Interface markup and scripts
☆ ☆ ☆ ☆ ☆
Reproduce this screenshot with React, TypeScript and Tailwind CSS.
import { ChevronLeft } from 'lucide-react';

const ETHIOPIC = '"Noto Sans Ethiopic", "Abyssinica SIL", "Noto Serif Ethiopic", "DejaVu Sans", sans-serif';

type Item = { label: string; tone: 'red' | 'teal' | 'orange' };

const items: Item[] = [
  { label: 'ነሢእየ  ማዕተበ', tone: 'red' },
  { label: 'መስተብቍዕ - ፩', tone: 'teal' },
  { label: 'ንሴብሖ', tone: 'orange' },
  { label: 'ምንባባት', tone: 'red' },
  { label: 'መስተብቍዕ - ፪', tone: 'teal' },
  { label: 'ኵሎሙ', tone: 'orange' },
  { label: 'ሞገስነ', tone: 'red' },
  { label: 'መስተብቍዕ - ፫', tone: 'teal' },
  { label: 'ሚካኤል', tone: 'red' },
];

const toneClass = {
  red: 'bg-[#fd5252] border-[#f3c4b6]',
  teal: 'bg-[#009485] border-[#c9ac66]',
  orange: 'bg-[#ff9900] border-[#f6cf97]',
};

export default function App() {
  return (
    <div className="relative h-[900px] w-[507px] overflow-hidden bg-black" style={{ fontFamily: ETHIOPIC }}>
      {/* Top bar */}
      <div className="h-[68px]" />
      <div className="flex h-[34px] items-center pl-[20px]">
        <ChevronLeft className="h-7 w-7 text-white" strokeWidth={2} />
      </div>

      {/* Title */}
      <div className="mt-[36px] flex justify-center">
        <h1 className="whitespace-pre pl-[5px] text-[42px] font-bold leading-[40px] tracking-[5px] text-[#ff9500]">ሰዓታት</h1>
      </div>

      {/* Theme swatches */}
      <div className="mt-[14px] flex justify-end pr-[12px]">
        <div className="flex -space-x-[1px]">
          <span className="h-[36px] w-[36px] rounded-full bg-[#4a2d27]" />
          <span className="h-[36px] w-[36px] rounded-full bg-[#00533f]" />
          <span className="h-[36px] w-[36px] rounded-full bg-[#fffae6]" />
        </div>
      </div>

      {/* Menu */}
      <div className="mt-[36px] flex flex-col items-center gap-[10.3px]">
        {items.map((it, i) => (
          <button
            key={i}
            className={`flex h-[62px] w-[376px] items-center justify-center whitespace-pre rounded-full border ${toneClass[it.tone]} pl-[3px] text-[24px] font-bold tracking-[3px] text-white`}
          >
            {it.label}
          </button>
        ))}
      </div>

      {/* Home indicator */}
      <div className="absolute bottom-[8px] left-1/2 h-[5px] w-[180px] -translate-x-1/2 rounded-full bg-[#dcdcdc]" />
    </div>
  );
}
☆ ☆ ☆ ☆ ☆
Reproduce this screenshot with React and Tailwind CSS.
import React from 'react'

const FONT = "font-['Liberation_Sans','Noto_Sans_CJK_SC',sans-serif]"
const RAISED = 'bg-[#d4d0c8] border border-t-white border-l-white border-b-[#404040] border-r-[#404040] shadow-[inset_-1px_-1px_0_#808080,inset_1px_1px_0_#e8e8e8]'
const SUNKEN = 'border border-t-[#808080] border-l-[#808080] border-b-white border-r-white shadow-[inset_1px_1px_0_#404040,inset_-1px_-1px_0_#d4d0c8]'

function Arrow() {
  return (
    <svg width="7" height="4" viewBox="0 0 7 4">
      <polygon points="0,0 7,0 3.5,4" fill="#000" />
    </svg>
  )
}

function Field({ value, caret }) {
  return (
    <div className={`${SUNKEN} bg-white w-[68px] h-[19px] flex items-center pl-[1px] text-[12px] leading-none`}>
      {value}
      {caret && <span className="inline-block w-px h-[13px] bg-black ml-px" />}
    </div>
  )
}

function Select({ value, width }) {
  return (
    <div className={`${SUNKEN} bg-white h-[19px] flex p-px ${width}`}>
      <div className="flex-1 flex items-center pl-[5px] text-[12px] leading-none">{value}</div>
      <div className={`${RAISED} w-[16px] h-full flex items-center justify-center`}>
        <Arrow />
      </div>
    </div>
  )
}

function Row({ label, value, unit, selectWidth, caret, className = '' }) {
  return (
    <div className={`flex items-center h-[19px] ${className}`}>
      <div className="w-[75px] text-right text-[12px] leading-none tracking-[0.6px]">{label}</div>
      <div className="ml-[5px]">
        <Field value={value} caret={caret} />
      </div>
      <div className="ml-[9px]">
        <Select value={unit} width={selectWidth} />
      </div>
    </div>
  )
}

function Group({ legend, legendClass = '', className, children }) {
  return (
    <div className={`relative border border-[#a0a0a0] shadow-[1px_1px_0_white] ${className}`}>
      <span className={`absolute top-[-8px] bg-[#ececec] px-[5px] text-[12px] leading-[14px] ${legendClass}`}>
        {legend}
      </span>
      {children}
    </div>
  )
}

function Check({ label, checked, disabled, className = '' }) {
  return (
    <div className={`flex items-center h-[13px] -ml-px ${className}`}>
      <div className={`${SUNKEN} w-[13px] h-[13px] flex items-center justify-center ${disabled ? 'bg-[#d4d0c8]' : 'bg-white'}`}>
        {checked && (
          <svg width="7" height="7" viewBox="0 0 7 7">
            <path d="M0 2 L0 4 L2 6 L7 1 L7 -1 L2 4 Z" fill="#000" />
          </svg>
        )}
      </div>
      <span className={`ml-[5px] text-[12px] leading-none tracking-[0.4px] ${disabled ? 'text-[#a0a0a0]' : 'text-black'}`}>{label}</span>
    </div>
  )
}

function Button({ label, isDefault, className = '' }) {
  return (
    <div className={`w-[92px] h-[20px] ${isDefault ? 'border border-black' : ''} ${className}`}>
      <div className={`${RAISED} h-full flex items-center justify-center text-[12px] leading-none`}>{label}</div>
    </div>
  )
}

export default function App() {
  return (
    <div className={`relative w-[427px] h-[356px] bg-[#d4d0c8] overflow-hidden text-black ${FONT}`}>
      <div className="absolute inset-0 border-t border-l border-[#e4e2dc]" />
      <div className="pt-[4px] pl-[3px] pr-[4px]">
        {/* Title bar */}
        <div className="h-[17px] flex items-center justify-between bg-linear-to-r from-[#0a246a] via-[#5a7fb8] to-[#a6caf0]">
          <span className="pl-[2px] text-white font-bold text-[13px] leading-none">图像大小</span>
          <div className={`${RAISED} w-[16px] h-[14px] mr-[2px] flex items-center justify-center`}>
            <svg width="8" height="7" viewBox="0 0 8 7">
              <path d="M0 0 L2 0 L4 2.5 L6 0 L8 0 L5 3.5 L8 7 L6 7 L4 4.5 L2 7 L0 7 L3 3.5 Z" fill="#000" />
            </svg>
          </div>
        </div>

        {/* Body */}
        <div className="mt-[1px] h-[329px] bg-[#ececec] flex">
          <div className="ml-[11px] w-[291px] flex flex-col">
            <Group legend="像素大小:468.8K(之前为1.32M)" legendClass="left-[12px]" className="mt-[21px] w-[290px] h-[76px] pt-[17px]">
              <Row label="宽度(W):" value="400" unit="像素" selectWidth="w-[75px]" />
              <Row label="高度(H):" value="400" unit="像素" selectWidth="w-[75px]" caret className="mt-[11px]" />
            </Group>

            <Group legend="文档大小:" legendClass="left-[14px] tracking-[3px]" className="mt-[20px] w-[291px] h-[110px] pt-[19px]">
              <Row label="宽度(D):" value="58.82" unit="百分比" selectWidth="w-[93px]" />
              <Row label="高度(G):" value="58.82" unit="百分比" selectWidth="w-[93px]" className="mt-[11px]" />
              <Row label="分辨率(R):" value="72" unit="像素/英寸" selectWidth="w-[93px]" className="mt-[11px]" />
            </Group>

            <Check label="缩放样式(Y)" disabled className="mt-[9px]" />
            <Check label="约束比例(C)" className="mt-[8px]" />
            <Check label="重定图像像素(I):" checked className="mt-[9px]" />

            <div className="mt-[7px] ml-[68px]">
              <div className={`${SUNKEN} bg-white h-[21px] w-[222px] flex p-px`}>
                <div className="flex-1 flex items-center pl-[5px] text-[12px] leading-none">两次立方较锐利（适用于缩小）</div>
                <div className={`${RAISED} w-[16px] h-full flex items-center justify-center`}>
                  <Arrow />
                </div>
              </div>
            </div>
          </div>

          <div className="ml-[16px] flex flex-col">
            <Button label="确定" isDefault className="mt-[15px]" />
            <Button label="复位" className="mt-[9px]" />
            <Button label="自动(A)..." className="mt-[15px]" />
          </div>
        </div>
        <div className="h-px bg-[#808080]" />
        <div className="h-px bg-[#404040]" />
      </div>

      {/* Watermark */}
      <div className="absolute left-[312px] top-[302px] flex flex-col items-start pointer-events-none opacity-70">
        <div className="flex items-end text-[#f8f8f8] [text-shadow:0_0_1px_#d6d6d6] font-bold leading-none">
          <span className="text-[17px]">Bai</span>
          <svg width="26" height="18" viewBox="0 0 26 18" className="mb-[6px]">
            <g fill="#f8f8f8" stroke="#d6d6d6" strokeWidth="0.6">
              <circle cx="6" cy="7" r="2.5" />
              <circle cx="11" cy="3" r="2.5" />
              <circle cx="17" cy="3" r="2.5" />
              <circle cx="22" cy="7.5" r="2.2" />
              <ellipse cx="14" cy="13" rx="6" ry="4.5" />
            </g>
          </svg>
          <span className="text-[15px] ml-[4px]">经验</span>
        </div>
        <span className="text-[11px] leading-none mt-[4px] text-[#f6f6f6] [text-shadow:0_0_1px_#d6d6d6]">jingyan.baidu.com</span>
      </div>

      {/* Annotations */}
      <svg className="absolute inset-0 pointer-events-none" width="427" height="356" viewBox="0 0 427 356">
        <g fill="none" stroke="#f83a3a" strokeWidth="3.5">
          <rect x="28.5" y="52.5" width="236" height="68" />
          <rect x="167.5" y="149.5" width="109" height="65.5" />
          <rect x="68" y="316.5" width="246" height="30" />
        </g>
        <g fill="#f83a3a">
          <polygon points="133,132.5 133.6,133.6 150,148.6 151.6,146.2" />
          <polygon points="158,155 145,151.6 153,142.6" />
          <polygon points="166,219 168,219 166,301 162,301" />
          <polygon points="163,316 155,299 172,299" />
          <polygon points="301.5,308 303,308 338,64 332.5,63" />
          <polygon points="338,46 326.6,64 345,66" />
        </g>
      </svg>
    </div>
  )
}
☆ ☆ ☆ ☆ ☆
- **Your instructions**: From the records above, repeat exactly the lines from the one with "Reproduce this screenshot with React and" through the one with "import React from 'react'", both included.

- **Response to the exercise**:
Reproduce this screenshot with React and Tailwind CSS.
import React from 'react'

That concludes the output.